PZ Cussons Nigeria Plc has staged a strong comeback in its 2025 financial year, posting a profit after tax of ₦10.07 billion, compared to a massive ₦90.3 billion loss in 2024.
The consumer goods giant recorded revenue of ₦212.6 billion, up 40% from ₦152.2 billion in 2024, driven by growth in its core home and personal care segment.
Gross profit improved to ₦57.7 billion, but high operating costs and foreign exchange losses of ₦7.8 billion weighed on margins.
Despite these pressures, the company managed a pre-tax profit of ₦16.7 billion, reversing the pre-tax loss of ₦122.5 billion recorded the previous year.
Earnings per share swung back into positive territory at ₦2.32, compared with a loss per share of ₦20.83 in 2024.

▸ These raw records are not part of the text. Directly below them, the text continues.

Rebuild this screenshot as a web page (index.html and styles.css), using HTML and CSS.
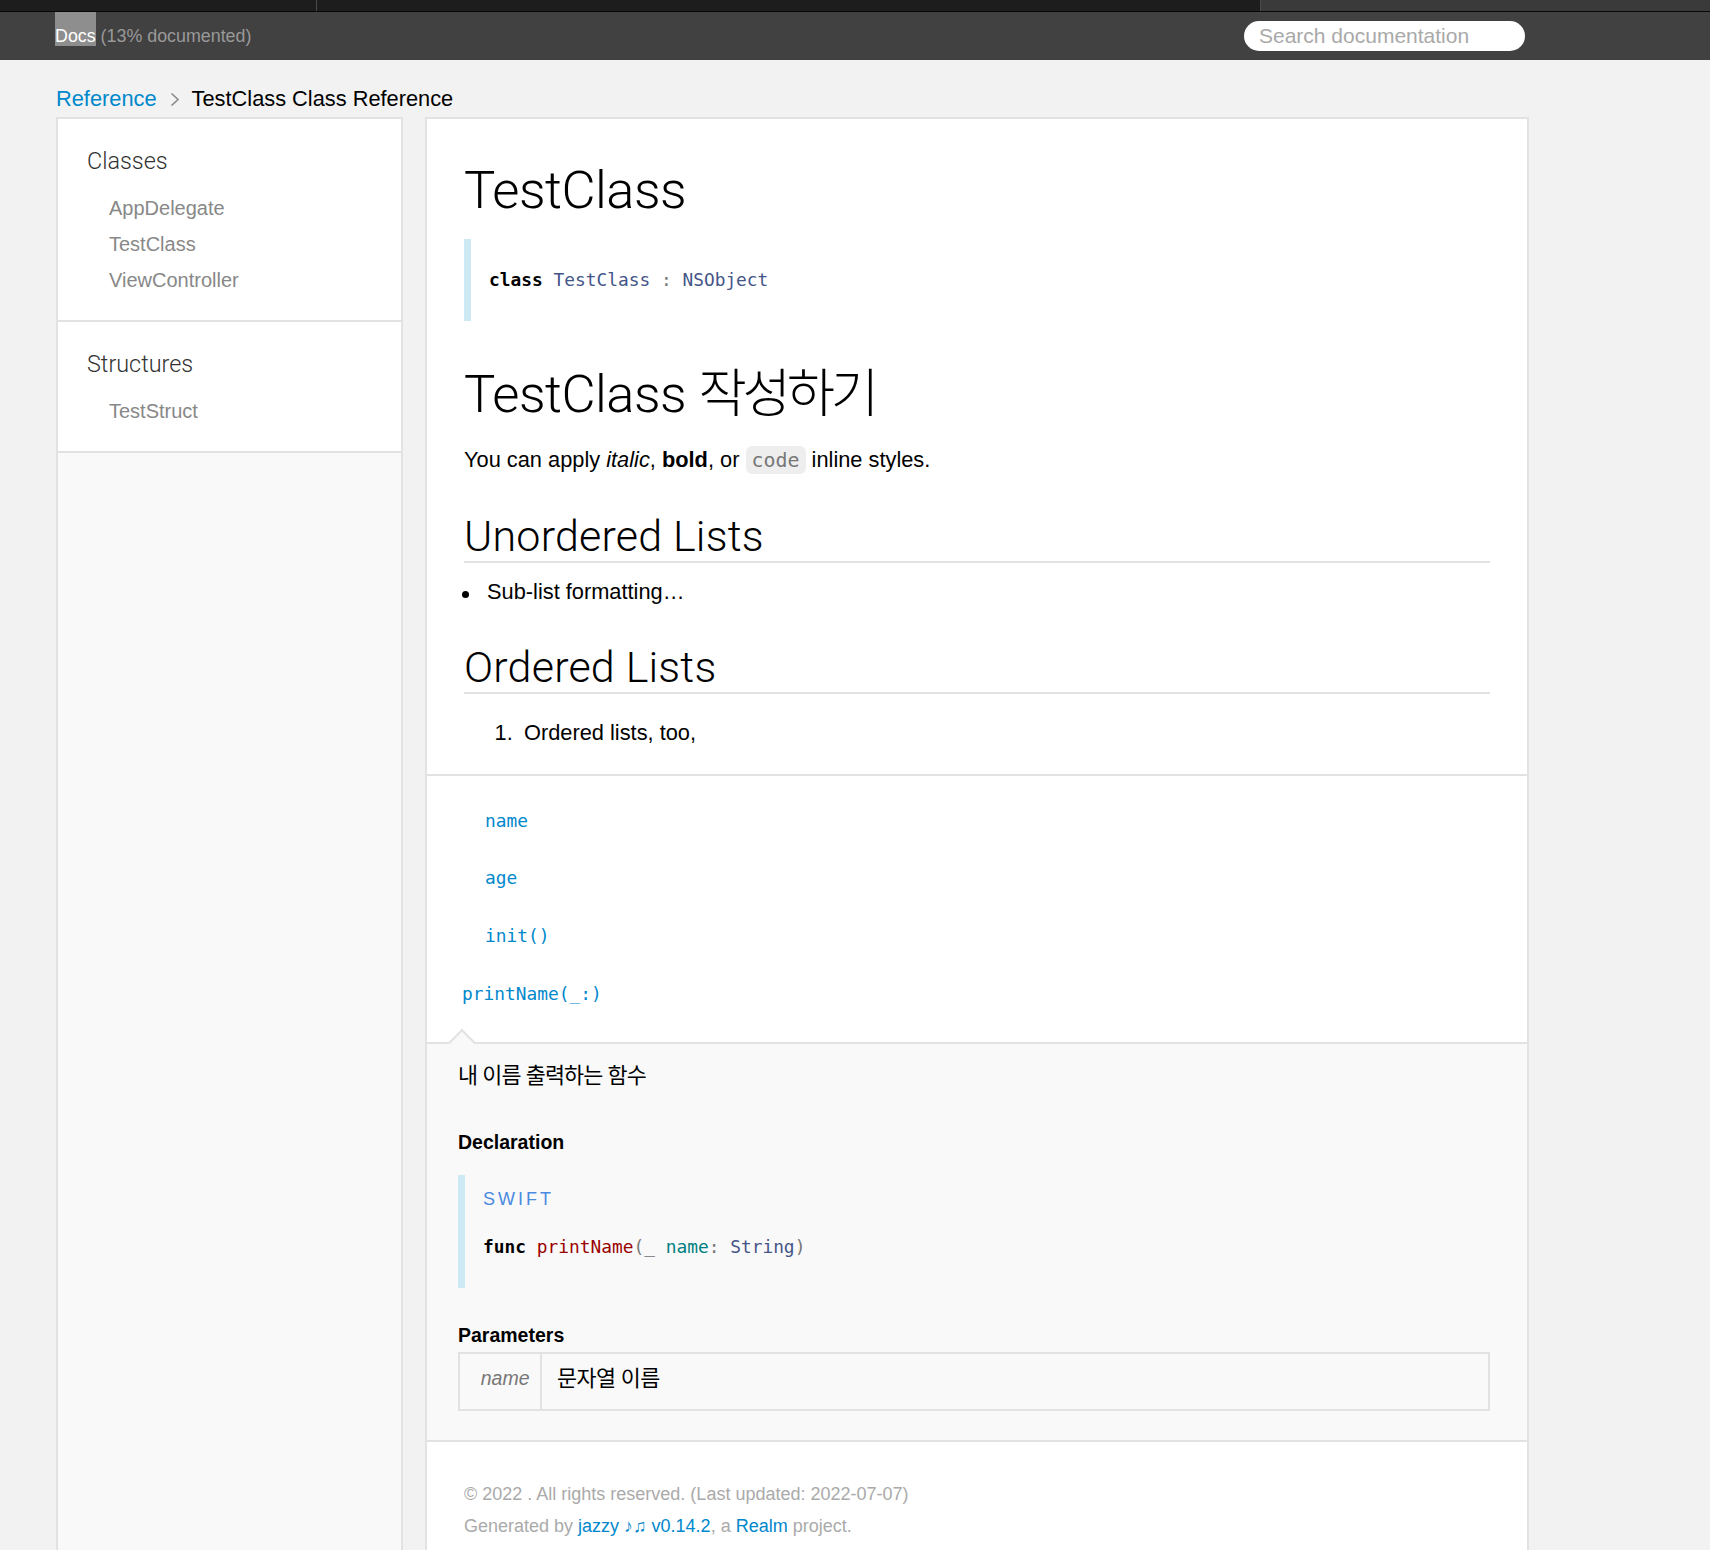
FILE: index.html
```html
<!DOCTYPE html>
<html lang="ko">
<head>
<meta charset="utf-8">
<title>TestClass Class Reference</title>
<link rel="stylesheet" href="styles.css">
</head>
<body>
<div class="tabstrip">
  <div class="tab tab-a"></div>
  <div class="tab tab-b"></div>
  <div class="tab tab-c"></div>
</div>
<header class="header">
  <div class="header-inner">
    <p class="header-title"><a class="docs-link" href="#">Docs</a> (13% documented)</p>
    <form class="search" role="search"><input class="search-input" type="text" placeholder="Search documentation"></form>
  </div>
</header>
<p class="breadcrumbs"><a href="#">Reference</a><svg class="carat" width="35" height="15" viewBox="0 0 35 15"><polyline points="14.5,2.5 21,8.5 14.5,14.5" fill="none" stroke="#8a8a8a" stroke-width="1.6"/></svg>TestClass Class Reference</p>
<div class="layout">
  <nav class="sidebar">
    <ul class="nav-groups">
      <li class="nav-group-name">
        <a class="nav-group-link" href="#">Classes</a>
        <ul class="nav-group-tasks">
          <li class="nav-group-task"><a href="#">AppDelegate</a></li>
          <li class="nav-group-task"><a href="#">TestClass</a></li>
          <li class="nav-group-task"><a href="#">ViewController</a></li>
        </ul>
      </li>
      <li class="nav-group-name">
        <a class="nav-group-link" href="#">Structures</a>
        <ul class="nav-group-tasks">
          <li class="nav-group-task"><a href="#">TestStruct</a></li>
        </ul>
      </li>
    </ul>
  </nav>
  <article class="main-content">
    <section class="intro">
      <h1 class="title">TestClass</h1>
      <div class="decl"><pre class="code"><code><span class="k">class</span> <span class="nc">TestClass</span> <span class="p">:</span> <span class="kt">NSObject</span></code></pre></div>
      <h1 class="title title-ko">TestClass <span class="ko">작성하기</span></h1>
      <p class="para">You can apply <em>italic</em>, <strong>bold</strong>, or <code class="inline-code">code</code> inline styles.</p>
      <h2 class="subhead">Unordered Lists</h2>
      <ul class="bullets"><li>Sub-list formatting…</li></ul>
      <h2 class="subhead subhead-second">Ordered Lists</h2>
      <ol class="numbers"><li>Ordered lists, too,</li></ol>
    </section>
    <section class="task-group">
      <ul class="items">
        <li class="item"><a class="token" href="#">name</a></li>
        <li class="item"><a class="token" href="#">age</a></li>
        <li class="item"><a class="token" href="#">init()</a></li>
        <li class="item"><a class="token token-open" href="#">printName(_:)</a></li>
      </ul>
      <div class="pointer-container"></div>
      <div class="details">
        <div class="pointer"></div>
        <p class="abstract"><span class="ko-text">내 이름 출력하는 함수</span></p>
        <h4 class="detail-head">Declaration</h4>
        <div class="language">
          <p class="aside-title">Swift</p>
          <pre class="code"><code><span class="k">func</span> <span class="nf">printName</span><span class="p">(</span><span class="n">_</span> <span class="nv">name</span><span class="p">:</span> <span class="kt">String</span><span class="p">)</span></code></pre>
        </div>
        <h4 class="detail-head detail-head-params">Parameters</h4>
        <table class="graybox">
          <tbody>
            <tr>
              <td class="param-name"><em>name</em></td>
              <td class="param-desc"><span class="ko-text">문자열 이름</span></td>
            </tr>
          </tbody>
        </table>
      </div>
    </section>
    <footer class="footer">
      <p>© 2022 . All rights reserved. (Last updated: 2022-07-07)</p>
      <p>Generated by <a href="#">jazzy ♪♫ v0.14.2</a>, a <a href="#">Realm</a> project.</p>
    </footer>
  </article>
</div>
</body>
</html>
```
FILE: styles.css
```css
* { box-sizing: border-box; }

html, body {
  margin: 0;
  padding: 0;
}

body {
  background: #f2f2f2;
  color: #000;
  font-family: "Liberation Sans", Arial, "Noto Sans CJK KR", sans-serif;
  font-size: 21.8px;
}

a { color: #0088cc; text-decoration: none; }

/* top window strip */
.tabstrip {
  height: 12px;
  display: flex;
  background: #1d1d1d;
  border-bottom: 1px solid #080808;
}
.tab-a { width: 317px; border-right: 1px solid #4a4a4a; }
.tab-b { width: 944px; border-right: 1px solid #4a4a4a; }
.tab-c { flex: 1; background: #3a3a3a; }

/* header */
.header {
  height: 48px;
  background: #414141;
}
.header-inner {
  margin-left: 55px;
  width: 1470px;
  height: 48px;
  display: flex;
  justify-content: space-between;
  align-items: flex-start;
}
.header-title {
  margin: 0;
  font-size: 17.85px;
  line-height: 48px;
  color: #999;
}
.docs-link {
  display: inline-block;
  vertical-align: top;
  height: 34px;
  line-height: 48px;
  background: #8e8e8e;
  color: #fff;
}
.search { margin: 9px 0 0; }
.search-input {
  display: block;
  width: 281px;
  height: 30px;
  border: 0;
  border-radius: 15px;
  padding: 0 15px;
  background: #fff;
  font-family: "Liberation Sans", Arial, sans-serif;
  font-size: 21px;
  color: #333;
  outline: none;
}
.search-input::placeholder { color: #a9a9a9; }

/* breadcrumbs */
.breadcrumbs {
  margin: 0;
  height: 57px;
  padding: 23px 0 0 56px;
  font-size: 21.8px;
  line-height: 31.5px;
  color: #000;
}
.carat { vertical-align: baseline; }

/* layout */
.layout {
  display: flex;
  align-items: stretch;
  gap: 22px;
  padding-left: 56px;
  height: 1433px;
  overflow: hidden;
}

/* sidebar */
.sidebar {
  width: 347px;
  flex: none;
  background: #f9f9f9;
  border: 2px solid #e2e2e2;
  border-bottom: 0;
}
.nav-groups {
  list-style: none;
  margin: 0;
  padding: 0;
  background: #fff;
}
.nav-group-name {
  padding: 22px 0 22px 29px;
  border-bottom: 2px solid #e2e2e2;
}
.nav-group-link {
  display: block;
  font-family: Roboto, "Liberation Sans", sans-serif;
  font-weight: 300;
  font-size: 23.4px;
  line-height: 41px;
  color: #333;
}
.nav-group-tasks {
  list-style: none;
  margin: 8px 0 0;
  padding: 0 0 0 22px;
}
.nav-group-task {
  font-size: 20px;
  line-height: 36px;
  white-space: nowrap;
}
.nav-group-task a { color: #888; }

/* main content */
.main-content {
  width: 1104px;
  flex: none;
  background: #fff;
  border: 2px solid #e2e2e2;
  border-bottom: 0;
}

.intro {
  padding: 0 37px 22.4px;
}
.title {
  margin: 41px 0 0;
  font-family: Roboto, "Noto Sans CJK KR", sans-serif;
  font-weight: 300;
  font-size: 52.5px;
  line-height: 60px;
  letter-spacing: -0.5px;
  color: #000;
}
.title-ko { margin-top: 43px; }
.ko { letter-spacing: -0.08em; }

.decl {
  margin-top: 19px;
  border-left: 7px solid #cde9f4;
  padding: 26px 18px;
}
.code {
  margin: 0;
  font-family: "DejaVu Sans Mono", monospace;
  font-size: 17.85px;
  line-height: 30px;
  color: #777;
}
.k { color: #000; font-weight: bold; }
.nc, .kt { color: #445588; }
.nf { color: #990000; }
.nv { color: #008080; }
.n { color: #333; }
.p { color: #777; }

.para {
  margin: 16.6px 0 0;
  line-height: 37.8px;
}
.inline-code {
  font-family: "DejaVu Sans Mono", monospace;
  font-size: 19.95px;
  background: #eee;
  color: #777;
  padding: 2px 6px;
  border-radius: 6px;
}

.subhead {
  margin: 32.8px 0 0;
  font-family: Roboto, sans-serif;
  font-weight: 300;
  font-size: 43px;
  line-height: 49px;
  letter-spacing: 0.2px;
  border-bottom: 2px solid #e2e2e2;
  color: #000;
}
.subhead-second { margin-top: 32.5px; }
.bullets {
  list-style: none;
  margin: 10px 0 0;
  padding-left: 23px;
}
.bullets li { line-height: 37.8px; }
.bullets li::before {
  content: "";
  display: inline-block;
  width: 7px;
  height: 7px;
  border-radius: 50%;
  background: #000;
  margin-left: -25.5px;
  margin-right: 18.5px;
  vertical-align: 1px;
}
.numbers {
  list-style: none;
  counter-reset: item;
  margin: 19.5px 0 0;
  padding-left: 30.6px;
}
.numbers li {
  counter-increment: item;
  line-height: 37.8px;
}
.numbers li::before {
  content: counter(item) ".";
  display: inline-block;
  width: 29.4px;
}

/* task group */
.task-group {
  border-top: 2px solid #e2e2e2;
}
.items {
  list-style: none;
  margin: 0;
  padding: 9.5px 0 0 35px;
}
.item {
  padding-top: 12px;
  font-family: "DejaVu Sans Mono", monospace;
  font-size: 17.85px;
  line-height: 45.8px;
}
.token { margin-left: 23px; }
.token-open { margin-left: 0; }

.pointer-container {
  height: 27.5px;
  border-bottom: 2px solid #e2e2e2;
}
.details {
  position: relative;
  background: #f9f9f9;
  border-bottom: 2px solid #e2e2e2;
  padding: 12.4px 37px 29px 31px;
}
.pointer {
  position: absolute;
  left: 25px;
  top: -11px;
  width: 20px;
  height: 20px;
  background: #f9f9f9;
  border-left: 2px solid #e2e2e2;
  border-top: 2px solid #e2e2e2;
  transform: rotate(45deg);
}
.abstract {
  margin: 0;
  line-height: 37.8px;
}
.ko-text { letter-spacing: -0.9px; }
.param-desc .ko-text { letter-spacing: -0.6px; }
.detail-head {
  margin: 33px 0 0;
  font-size: 19.5px;
  font-weight: bold;
  line-height: 29.25px;
}
.detail-head-params { margin-top: 32.6px; }
.language {
  margin-top: 18.15px;
  border-left: 7px solid #cde9f4;
  padding: 9px 18px 26.2px;
}
.aside-title {
  margin: 0;
  font-size: 18px;
  letter-spacing: 3px;
  line-height: 30px;
  text-transform: uppercase;
  color: #4a8ae0;
}
.language .code { margin-top: 18px; }

.graybox {
  margin-top: 1.7px;
  width: 100%;
  border: 2px solid #e2e2e2;
  border-spacing: 0;
}
.graybox td {
  padding: 5px 15px 11px;
  line-height: 39px;
  vertical-align: top;
}
.param-name {
  width: 82px;
  text-align: right;
  padding-right: 10.5px !important;
  border-right: 2px solid #e2e2e2;
  font-size: 19.5px;
  color: #777;
}

/* footer */
.footer {
  margin: 36.8px 0 0 37px;
}
.footer p {
  margin: 0;
  font-size: 18px;
  line-height: 32px;
  color: #aaa;
}
```
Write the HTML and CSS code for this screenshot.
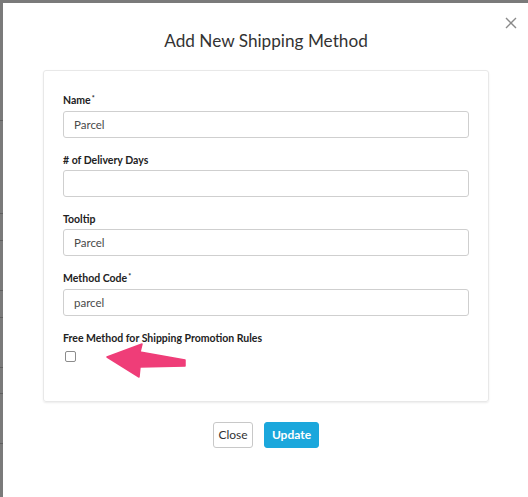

On the balance sheet, total assets rose to ₦168.9 billion from ₦157.1 billion in 2024, supported by higher current assets. However, equity remained negative at ₦17.3 billion, reflecting accumulated losses and liabilities exceeding assets.
Cash flow from operating activities was also stronger at ₦41.0 billion, compared with a deficit of ₦100 billion the year before.
Market Impact
The sharp turnaround is expected to provide a relief rally for investors after two years of steep losses. However, the company’s negative equity position may limit investor confidence in the near term, as it points to ongoing solvency concerns.
On the Nigerian Exchange (NGX), the results are likely to lift sentiment around PZ Cussons’ stock, though sustained recovery will depend on management’s ability to manage forex volatility and restore positive net assets.